GDP fell by 0.3% in the last quarter of 2011, lower than the initial estimate of 0.2%, official statistics showed on Wednesday.
The Office for National Statistics found for the whole of last year the UK's gross domestic product (GDP) grew by 0.7%.
The drop in the final quarter of 2011 was the first time GDP has fallen since the final quarter of 2010 when the Arctic weather was blamed for a 0.5% decline.
Azad Zangana, Economist at Schroders said the data suggested "weaker momentum" in 2012 and we could be heading for a recession, where growth contracts in two consecutive quarters.
"Growth for 2011 as a whole is now 0.7% rather than the previous estimate of 0.9%. Our view is that the weakness highlighted in this release in combination with the poor production and retail sales data so far for, it is more likely than not that the economy also contracted in the first three months of this year, which would put the UK in a technical recession."
But Jeremy Cook, Chief Economist at World First foreign exchange said the revision down was "slight blip".
“Even though this figure has been revised lower, we do however believe that we can now attribute this to being a slight blip.

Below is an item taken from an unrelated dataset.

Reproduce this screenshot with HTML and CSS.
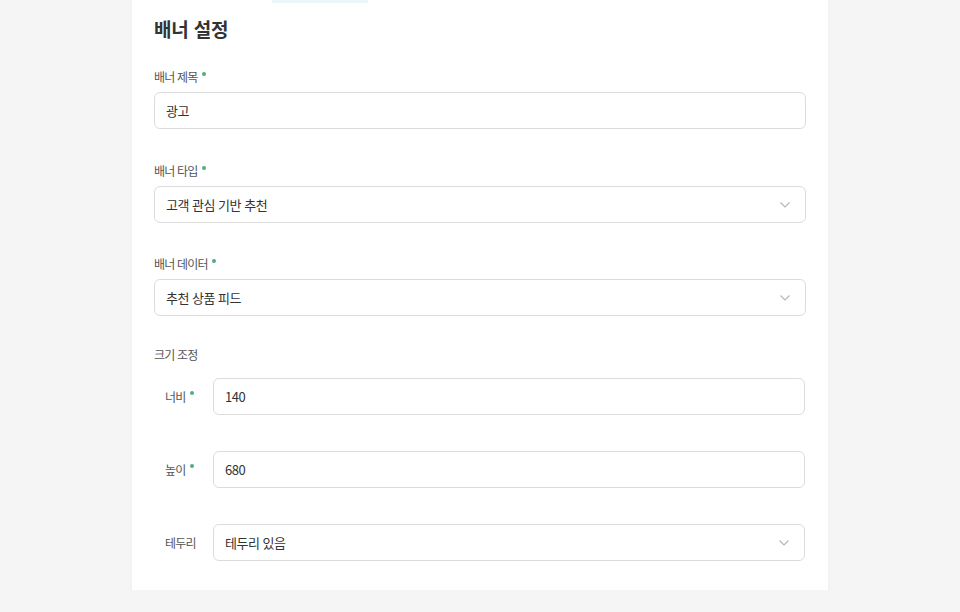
FILE: index.html
```html
<!DOCTYPE html>
<html lang="ko">
<head>
    <meta charset="UTF-8">
    <meta name="viewport" content="width=device-width, initial-scale=1.0">
    <title>배너 설정</title>
    <link rel="stylesheet" href="styles.css">
</head>
<body>
<div class="card">
    <span class="tab-mark"></span>
    <h2 class="title">배너 설정</h2>

    <div class="field">
        <label class="label">배너 제목<span class="req"></span></label>
        <div class="control">광고</div>
    </div>

    <div class="field">
        <label class="label">배너 타입<span class="req"></span></label>
        <div class="control select">고객 관심 기반 추천
            <svg class="chev" width="10" height="6" viewBox="0 0 10 6"><path d="M0.5 0.5 L5 5 L9.5 0.5" fill="none" stroke="#b5b5b5" stroke-width="1.1"/></svg>
        </div>
    </div>

    <div class="field">
        <label class="label">배너 데이터<span class="req"></span></label>
        <div class="control select">추천 상품 피드
            <svg class="chev" width="10" height="6" viewBox="0 0 10 6"><path d="M0.5 0.5 L5 5 L9.5 0.5" fill="none" stroke="#b5b5b5" stroke-width="1.1"/></svg>
        </div>
    </div>

    <div class="group">
        <div class="label">크기 조정</div>
        <div class="row">
            <label class="row-label">너비<span class="req"></span></label>
            <div class="control">140</div>
        </div>
        <div class="row">
            <label class="row-label">높이<span class="req"></span></label>
            <div class="control">680</div>
        </div>
        <div class="row">
            <label class="row-label">테두리</label>
            <div class="control select">테두리 있음
                <svg class="chev" width="10" height="6" viewBox="0 0 10 6"><path d="M0.5 0.5 L5 5 L9.5 0.5" fill="none" stroke="#b5b5b5" stroke-width="1.1"/></svg>
            </div>
        </div>
    </div>
</div>
</body>
</html>
```

FILE: styles.css
```css
body {
    font-family: "Noto Sans CJK KR", "Noto Sans", sans-serif;
    background-color: #f5f5f5;
    margin: 0;
    padding: 0;
    color: #333;
}

.card {
    position: relative;
    width: 696px;
    margin: 0 auto;
    box-sizing: border-box;
    background-color: #fff;
    padding: 15px 22px 29px;
    box-shadow: 0 1px 2px rgba(0, 0, 0, 0.06);
}

.tab-mark {
    position: absolute;
    top: 0;
    left: 140px;
    width: 96px;
    height: 3px;
    background-color: #e9f7fa;
}

.title {
    margin: 0 0 25px;
    font-size: 19px;
    line-height: 28px;
    font-weight: 700;
    letter-spacing: -0.2px;
    color: #333;
}

.field {
    margin-bottom: 33px;
}

.field:nth-of-type(2) {
    margin-bottom: 32px;
}

.field:nth-of-type(3) {
    margin-bottom: 30px;
}

.label {
    display: block;
    height: 18px;
    font-size: 12px;
    line-height: 18px;
    letter-spacing: -0.8px;
    color: #555;
    margin-bottom: 6px;
}

.req {
    position: relative;
    top: -5px;
    display: inline-block;
    width: 4px;
    height: 4px;
    border-radius: 50%;
    background-color: #52ad80;
    margin-left: 4.5px;
    vertical-align: middle;
}

.control {
    display: flex;
    align-items: center;
    height: 37px;
    box-sizing: border-box;
    padding: 0 11px;
    border: 1px solid #dcdcdc;
    border-radius: 6px;
    font-size: 13px;
    letter-spacing: -0.5px;
    color: #333;
    background-color: #fff;
}

.select {
    justify-content: space-between;
    padding-right: 15px;
}

.group .label {
    margin-bottom: 14px;
}

.row {
    display: flex;
    align-items: center;
    padding-left: 11px;
    padding-right: 1px;
    margin-bottom: 36px;
}

.row:last-child {
    margin-bottom: 0;
}

.row-label {
    width: 48px;
    flex-shrink: 0;
    font-size: 12px;
    line-height: 18px;
    letter-spacing: -0.8px;
    color: #555;
}

.row .control {
    flex: 1;
}
```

"Business surveys such as the recent Purchasing Manager surveys have shown that Q1 should be growing at around a 0.3/0.4% pace, although we would like to see more in the form of business investment, which fell in Q4 by 3.3%. Hopefully the recent Budget will give that a prod in the right direction.
“The UK growth profile looks to continue to “bump along the bottom” in 2012 with no single quarter expected by us to print over 0.5%."